ABC is an integral sided triangle with sides a≤b≤c.
mc is the median connecting C and the midpoint of AB.
F(n) is the number of such triangles with c≤n for which mc has integral length as well.
F(10)=3 and F(50)=165.
Find F(100000).
Let d be the median. Then d can be calculated by (1):
d = sqrt(2 * a^2 + 2 * b^2 - c^2) / 2
A brute-force solution is to loop through the range of a, b, and c. There are some conditions / optimization to reduce the scope and improve performance:
- a, b, c can form a proper triangle (triangle inequality. i.e. sum of any two sides is bigger than the remaining side)
a+b>c && b+c>a && c+a>b
- since a<=b<=c, the checking above can be rewritten as
a+b>c
- c must be even (otherwise, the square root result will be odd and d wont be an integer)

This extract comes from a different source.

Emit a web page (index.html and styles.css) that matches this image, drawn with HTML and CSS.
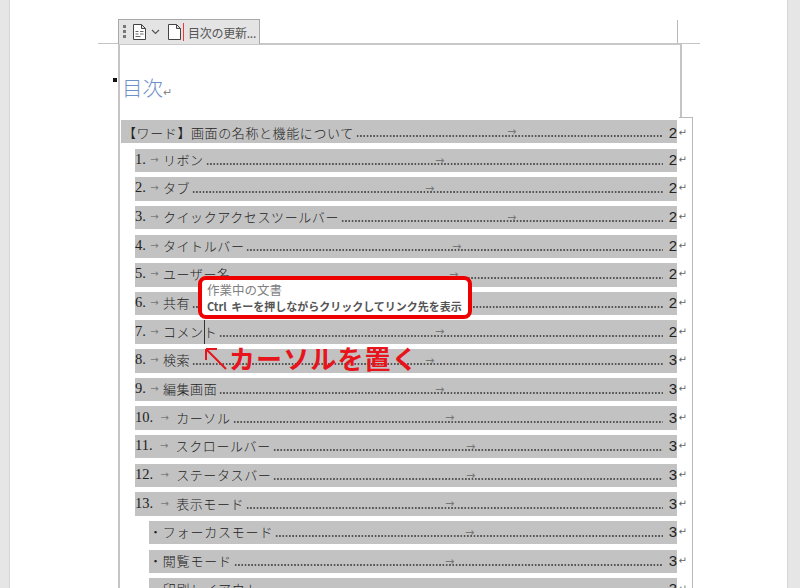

- if c is even, a and b must have the same parity. Because (1) can be rewritten as:
2(d^2 + (c/2)^2) = a^2 + b^2
- pre-calculate even perfect sqaures instead of doing square root and check if dividable by 2
Tried to implement it with Scala. The code is concise and under 30 lines (with comments!). However, running it on my i5 4120 will probably take weeks to complete. And that is with parallelism and all CPU cores at 100%.
Time to re-install OpenCL SDK and do some coding in C/C++.